Haiti was the only slave colony ever to overthrow its French masters, in 1804. It was rewarded with a trade embargo from the US and Europe and was later forced to 'buy' the hard-won freedom for 150 million francs – a debt that crippled the Haitian economy for the next 200 years. In 1915, to protect its interests during the First World War, the US military occupied Haiti. They stayed until 1934 and killed 2,250 Haitians while there. From 1957 to 1986, vicious American-backed dictators, 'Papa Doc' and his son 'Baby Doc' Duvalier oversaw the death and exile of tens of thousands of Haitians, a dynastic regime synonymous with oppression and cruelty. But it was also anti-communist and received tens of millions of dollars in US aid and military support while the Ton Tonton Macoutes (Duvalier's notorious secret police) tortured and terrorised the nation. Under 'Baby Doc', in the '70s and '80s, so-called 'aid' came with the usual price-tags of opening markets to US companies, decimating Haiti's agricultural sector, but enriching both American farmers and investors in the new 'assembly industry' (read: 'sweatshops').

 

In 1991 the US aided a coup against democratically elected President Jean-Bertrand Aristide, a former priest, who, while no Castro, did double the minimum wage, refuse some attempts at American privatization and demanded that France repay the 'reparations' for daring to overthrow their colonial slavery and tyranny.

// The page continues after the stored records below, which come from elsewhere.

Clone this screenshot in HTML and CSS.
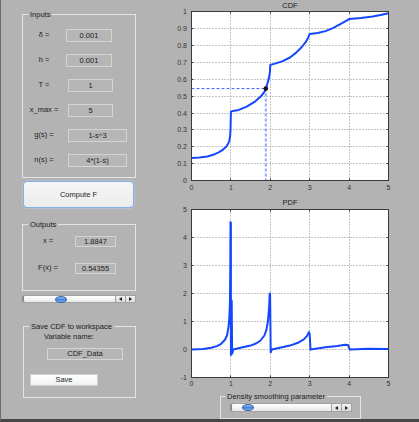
FILE: index.html
```html
<!DOCTYPE html>
<html>
<head>
<meta charset="utf-8">
<link rel="stylesheet" href="styles.css">
</head>
<body>
<div class="window">
  <div class="controls">
    <fieldset class="group inputs">
      <legend>Inputs</legend>
      <div class="param-grid">
        <span class="lbl">δ =</span><span class="field w-a">0.001</span>
        <span class="lbl">h =</span><span class="field w-a">0.001</span>
        <span class="lbl">T =</span><span class="field w-b">1</span>
        <span class="lbl">x_max =</span><span class="field w-b">5</span>
        <span class="lbl">g(s) =</span><span class="field w-c">1-s^3</span>
        <span class="lbl">n(s) =</span><span class="field w-c">4*(1-s)</span>
      </div>
    </fieldset>
    <button class="compute">Compute F</button>
    <fieldset class="group outputs">
      <legend>Outputs</legend>
      <div class="out-grid">
        <span class="lbl">x =</span><span class="field small">1.8847</span>
        <span class="lbl">F(x) =</span><span class="field small">0.54355</span>
      </div>
    </fieldset>
    <div class="slider out-slider">
      <div class="track"><span class="thumb"></span></div>
      <span class="arrow left"></span><span class="arrow right"></span>
    </div>
    <fieldset class="group save">
      <legend>Save CDF to workspace</legend>
      <div class="var-label">Variable name:</div>
      <div class="field var-field">CDF_Data</div>
      <button class="save-btn">Save</button>
    </fieldset>
  </div>
  <div class="figure">
    <svg class="plots" width="269" height="392" viewBox="0 0 269 392" xmlns="http://www.w3.org/2000/svg">
      <defs>
        <clipPath id="c1"><rect x="41.5" y="11.5" width="197" height="169"/></clipPath>
        <clipPath id="c2"><rect x="41.5" y="209.5" width="197" height="168"/></clipPath>
      </defs>
      <!-- CDF axes -->
      <text class="title" x="140" y="8">CDF</text>
      <rect x="41.5" y="11.5" width="197" height="169" fill="#fff"/>
      <path class="grid" d="M80.5 11.5V180.5M120.5 11.5V180.5M159.5 11.5V180.5M199.5 11.5V180.5M41.5 163.5H238.5M41.5 146.5H238.5M41.5 129.5H238.5M41.5 113.5H238.5M41.5 96.5H238.5M41.5 79.5H238.5M41.5 62.5H238.5M41.5 45.5H238.5M41.5 28.5H238.5"/>
      <path class="tick" d="M80.5 180.5v-2M120.5 180.5v-2M159.5 180.5v-2M199.5 180.5v-2M80.5 11.5v2M120.5 11.5v2M159.5 11.5v2M199.5 11.5v2M41.5 163.5h2M41.5 146.5h2M41.5 129.5h2M41.5 113.5h2M41.5 96.5h2M41.5 79.5h2M41.5 62.5h2M41.5 45.5h2M41.5 28.5h2M238.5 163.5h-2M238.5 146.5h-2M238.5 129.5h-2M238.5 113.5h-2M238.5 96.5h-2M238.5 79.5h-2M238.5 62.5h-2M238.5 45.5h-2M238.5 28.5h-2"/>
      <g clip-path="url(#c1)">
        <line class="dash-h" x1="41.5" y1="88.6" x2="115.8" y2="88.6"/>
        <line class="dash-v" x1="115.8" y1="88.6" x2="115.8" y2="180.5"/>
        <polyline class="curve" points="41.5,157.9 49.4,157.5 57.3,156.5 63.2,154.8 69.1,152.1 73,149.6 76.2,146.7 78.1,143.7 79.3,140.8 80.1,136.6 80.5,129.8 80.9,111.7 82.9,110.9 88.8,109.9 96.7,106.6 104.5,101.9 110.5,96.8 114.4,91.8 115.8,88.6 117.5,83.3 118.7,79.1 119.9,72.3 120.3,64.9 124.2,63.9 132.1,61.4 140,57.5 145.9,52.9 151.8,47 155.8,41.9 158.1,37.7 159.7,34.1 167.6,33 175.5,31.1 183.3,27.9 191.2,23.7 195.2,21.3 199.1,19.1 210.9,17.9 222.7,16.4 230.6,14.9 238.5,13.2"/>
        <circle cx="115.8" cy="88.6" r="2.3" fill="#111"/>
      </g>
      <rect class="box" x="41.5" y="11.5" width="197" height="169"/>
      <g class="ylab">
        <text x="37" y="183">0</text><text x="37" y="166">0.1</text><text x="37" y="149">0.2</text><text x="37" y="132">0.3</text><text x="37" y="115.5">0.4</text><text x="37" y="98.5">0.5</text><text x="37" y="81.5">0.6</text><text x="37" y="64.5">0.7</text><text x="37" y="48">0.8</text><text x="37" y="31">0.9</text><text x="37" y="14">1</text>
      </g>
      <g class="xlab">
        <text x="41.5" y="189.5">0</text><text x="80.9" y="189.5">1</text><text x="120.3" y="189.5">2</text><text x="159.7" y="189.5">3</text><text x="199.1" y="189.5">4</text><text x="238.5" y="189.5">5</text>
      </g>

      <!-- PDF axes -->
      <text class="title" x="140" y="205">PDF</text>
      <rect x="41.5" y="209.5" width="197" height="168" fill="#fff"/>
      <path class="grid" d="M80.5 209.5V377.5M120.5 209.5V377.5M159.5 209.5V377.5M199.5 209.5V377.5M41.5 237.5H238.5M41.5 265.5H238.5M41.5 293.5H238.5M41.5 321.5H238.5M41.5 349.5H238.5"/>
      <path class="tick" d="M80.5 377.5v-2M120.5 377.5v-2M159.5 377.5v-2M199.5 377.5v-2M80.5 209.5v2M120.5 209.5v2M159.5 209.5v2M199.5 209.5v2M41.5 237.5h2M41.5 265.5h2M41.5 293.5h2M41.5 321.5h2M41.5 349.5h2M238.5 237.5h-2M238.5 265.5h-2M238.5 293.5h-2M238.5 321.5h-2M238.5 349.5h-2"/>
      <g clip-path="url(#c2)">
        <polyline class="curve" points="41.5,349.5 53.3,348.9 61.2,347.8 67.1,346.1 71.1,343.9 75,339.7 77,335.5 78.5,327.1 79.3,318.7 79.9,304.7 80.3,265.5 80.5,222.1 80.9,223.5 80.9,355.1 81.7,300.5 82.1,353.7 83.3,349.5 92.7,347.3 100.6,345.6 106.5,343.3 110.5,340.5 114.4,335.5 116.4,329.9 117.9,321.5 119.1,307.5 119.7,293.5 120.1,293.5 120.7,352.3 121.9,349.5 132.1,347.3 140,345.6 147.9,342.8 153.8,339.4 156.9,336.1 158.9,332.1 159.7,334.1 160.5,349.5 175.5,347.3 187.3,345.9 195.2,344.7 197.9,345 199.9,349.5 218.8,348.7 238.5,348.9"/>
      </g>
      <rect class="box" x="41.5" y="209.5" width="197" height="168"/>
      <g class="ylab">
        <text x="37" y="212">5</text><text x="37" y="240">4</text><text x="37" y="268">3</text><text x="37" y="296">2</text><text x="37" y="324">1</text><text x="37" y="352">0</text><text x="37" y="380">-1</text>
      </g>
      <g class="xlab">
        <text x="41.5" y="385.5">0</text><text x="80.9" y="385.5">1</text><text x="120.3" y="385.5">2</text><text x="159.7" y="385.5">3</text><text x="199.1" y="385.5">4</text><text x="238.5" y="385.5">5</text>
      </g>
    </svg>
    <fieldset class="group density">
      <legend>Density smoothing parameter</legend>
      <div class="slider den-slider">
        <div class="track"><span class="thumb"></span></div>
        <span class="arrow left"></span><span class="arrow right"></span>
      </div>
    </fieldset>
  </div>
</div>
</body>
</html>
```

FILE: styles.css
```css
html, body {
  margin: 0;
  padding: 0;
}
body {
  background: #b3b3b3;
  font-family: "Liberation Sans", Arial, sans-serif;
  font-size: 7.5px;
  color: #1c1c1c;
  overflow: hidden;
  width: 419px;
  height: 422px;
}
.window {
  display: flex;
  width: 418px;
  height: 419px;
  border-left: 1px solid #6e6e6e;
  border-bottom: 3px solid #474747;
}
.controls {
  width: 149px;
  flex: none;
  box-sizing: border-box;
  padding: 10px 0 0 21px;
  display: flex;
  flex-direction: column;
  align-items: flex-start;
}
.group {
  margin: 0;
  padding: 0;
  min-width: 0;
  border: 1px solid #e4e4e4;
  box-sizing: border-box;
}
.group legend {
  padding: 0 2px;
  margin-left: 5px;
  line-height: 9px;
  font-size: 7.5px;
}
.group.inputs {
  width: 114px;
  padding: 10px 0 10px 0;
}
.param-grid {
  display: grid;
  grid-template-columns: 42px auto;
  grid-auto-rows: 13px;
  row-gap: 12px;
  align-items: start;
  justify-items: start;
}
.lbl {
  justify-self: center;
  line-height: 9px;
  margin-top: 1px;
}
.field {
  box-sizing: border-box;
  height: 13px;
  line-height: 11px;
  border: 1px solid #d4d4d4;
  background: #b6b6b6;
  text-align: center;
}
.w-a { width: 46px; margin-left: 1px; }
.w-b { width: 45px; margin-left: 3px; }
.w-c { width: 59px; margin-left: 3px; }

.compute {
  margin: 3px 0 0 1px;
  width: 111px;
  height: 27px;
  padding: 0;
  font: inherit;
  color: inherit;
  background: linear-gradient(#f6f6f6, #ececec);
  border: 1.5px solid #82aee4;
  border-radius: 4px;
  box-shadow: 0 0 0 0.5px #b7cfee;
}
.group.outputs {
  margin-top: 12px;
  width: 114px;
  padding: 7px 0 16px;
}
.out-grid {
  display: grid;
  grid-template-columns: 50px 41px;
  grid-auto-rows: 11px;
  row-gap: 16px;
  justify-items: start;
}
.out-grid .lbl { margin-top: 0; }
.field.small {
  height: 11px;
  line-height: 9px;
  width: 41px;
  margin-left: 2px;
}
.slider {
  display: flex;
  box-sizing: border-box;
}
.track {
  flex: 1;
  display: flex;
  align-items: center;
  box-sizing: border-box;
  background: linear-gradient(#ffffff, #e8e8e8);
  border: 1px solid #a2a2a2;
  border-left: 2px solid #8a8a8a;
  border-radius: 3px 0 0 3px;
}
.thumb {
  width: 12px;
  height: 7px;
  box-sizing: border-box;
  border-radius: 50%;
  background: linear-gradient(#9cc3f1, #3f7fd6 55%, #7fb0ec);
  border: 1px solid #3563ad;
}
.arrow {
  width: 10px;
  flex: none;
  display: flex;
  align-items: center;
  justify-content: center;
  box-sizing: border-box;
  background: linear-gradient(#f2f2f2, #dcdcdc);
  border: 1px solid #a2a2a2;
  border-left: none;
}
.arrow::before {
  content: "";
  border-style: solid;
}
.arrow.left::before {
  border-width: 2px 3px 2px 0;
  border-color: transparent #222 transparent transparent;
}
.arrow.right::before {
  border-width: 2px 0 2px 3px;
  border-color: transparent transparent transparent #222;
}
.out-slider {
  margin-top: 4px;
  width: 114px;
  height: 8px;
}
.out-slider .track { padding-left: 31px; }

.group.save {
  margin: 19px 0 0 1px;
  width: 113px;
  padding: 1px 0 11px;
}
.var-label {
  margin-left: 20px;
  line-height: 9px;
}
.var-field {
  margin: 7px 0 0 23px;
  width: 76px;
  height: 12px;
  line-height: 10px;
}
.save-btn {
  display: block;
  margin: 14px 0 0 6px;
  width: 68px;
  height: 12px;
  padding: 0;
  font: inherit;
  color: inherit;
  line-height: 10px;
  background: linear-gradient(#ffffff, #f1f1f1);
  border: 1px solid #cfcfcf;
  border-radius: 0;
}

.figure {
  width: 269px;
  flex: none;
  display: flex;
  flex-direction: column;
  align-items: flex-start;
}
.plots {
  display: block;
  flex: none;
}
.plots text {
  font-family: "Liberation Sans", Arial, sans-serif;
  font-size: 7px;
  fill: #333;
}
.plots .title {
  text-anchor: middle;
  font-size: 7.5px;
  fill: #222;
}
.plots .ylab text { text-anchor: end; }
.plots .xlab text { text-anchor: middle; }
.grid {
  fill: none;
  stroke: #8a8a8a;
  stroke-width: 1;
  stroke-dasharray: 1 2;
}
.tick {
  fill: none;
  stroke: #333;
  stroke-width: 1;
}
.box {
  fill: none;
  stroke: #3a3a3a;
  stroke-width: 1;
}
.curve {
  fill: none;
  stroke: #1446ff;
  stroke-width: 2;
  stroke-linejoin: round;
  stroke-linecap: round;
}
.dash-h {
  stroke: #3a5cff;
  stroke-width: 1;
  stroke-dasharray: 3 2;
}
.dash-v {
  stroke: #8ea6ff;
  stroke-width: 2;
  stroke-dasharray: 3 2;
}
.group.density {
  margin-left: 70px;
  width: 141px;
  padding: 2px 0 6px;
  flex: none;
}
.density legend { margin-left: 4px; }
.den-slider {
  margin-left: 9px;
  width: 122px;
  height: 9px;
}
.den-slider .track { padding-left: 10px; }
```
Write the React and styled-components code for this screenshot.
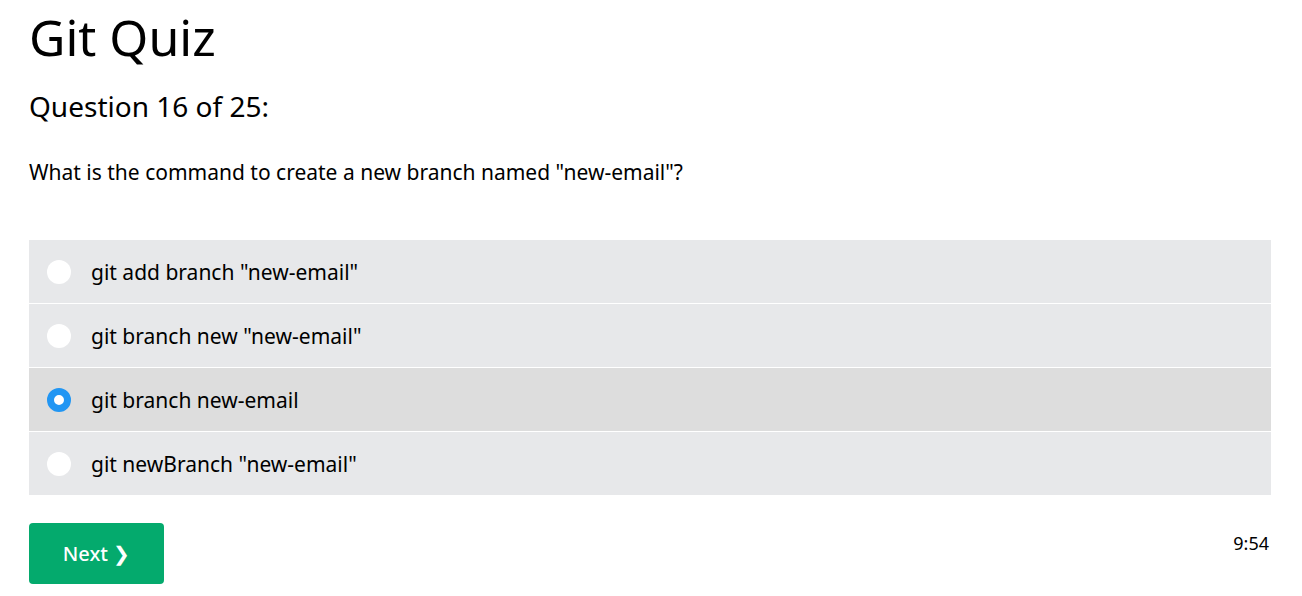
import React, { useState } from 'react';
import styled, { createGlobalStyle } from 'styled-components';

const GlobalStyle = createGlobalStyle`
  body {
    margin: 0;
    background: #ffffff;
    color: #000000;
    font-family: "Noto Sans", "Open Sans", sans-serif;
  }
`;

const Page = styled.div`
  padding: 0 31px 0 29px;
`;

const Title = styled.h1`
  margin: 0;
  padding-top: 5px;
  font-size: 50px;
  font-weight: 400;
  line-height: 64px;
`;

const QuestionCount = styled.h2`
  margin: 19px 0 0;
  font-size: 28px;
  font-weight: 400;
  line-height: 36px;
`;

const QuestionText = styled.p`
  margin: 34px 0 0;
  font-size: 21px;
  line-height: 28px;
`;

const Options = styled.div`
  margin-top: 54px;
  display: flex;
  flex-direction: column;
  gap: 1px;
`;

const Option = styled.label`
  display: flex;
  align-items: center;
  height: 63px;
  padding: 0 18px;
  gap: 20px;
  background: ${p => (p.$checked ? '#dddddd' : '#e7e8ea')};
  font-size: 21px;
  cursor: pointer;
`;

const Radio = styled.span`
  box-sizing: border-box;
  width: 24px;
  height: 24px;
  border-radius: 50%;
  flex: none;
  background: #ffffff;
  border: ${p => (p.$checked ? '7px solid #2196f3' : 'none')};
`;

const Footer = styled.div`
  margin-top: 28px;
  display: flex;
  justify-content: space-between;
  align-items: flex-start;
`;

const NextButton = styled.button`
  width: 135px;
  height: 61px;
  border: none;
  border-radius: 4px;
  background: #04aa6d;
  color: #ffffff;
  font-family: "Noto Sans", "Open Sans", sans-serif;
  font-size: 20px;
  font-weight: 500;
  cursor: pointer;
`;

const Timer = styled.div`
  margin-top: 8px;
  margin-right: 2px;
  font-size: 18px;
`;

const answers = [
  'git add branch "new-email"',
  'git branch new "new-email"',
  'git branch new-email',
  'git newBranch "new-email"',
];

export default function App() {
  const [picked, setPicked] = useState(2);
  return (
    <Page>
      <GlobalStyle />
      <Title>Git Quiz</Title>
      <QuestionCount>Question 16 of 25:</QuestionCount>
      <QuestionText>What is the command to create a new branch named "new-email"?</QuestionText>
      <Options>
        {answers.map((a, i) => (
          <Option key={a} $checked={picked === i} onClick={() => setPicked(i)}>
            <Radio $checked={picked === i} />
            {a}
          </Option>
        ))}
      </Options>
      <Footer>
        <NextButton>Next ❯</NextButton>
        <Timer>9:54</Timer>
      </Footer>
    </Page>
  );
}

In 2004 he was forced out of Haiti at gunpoint in another coup, this time involving American, French and Canadian troops.  

 

A legacy of abuse, destabilisation and exploitation did not cause the earthquake. But they have left Haiti unable to defend itself. If you're looking for a neat devil-oriented explanation for the suffering there today, why not examine the satanic pact western nations have made with Mammon?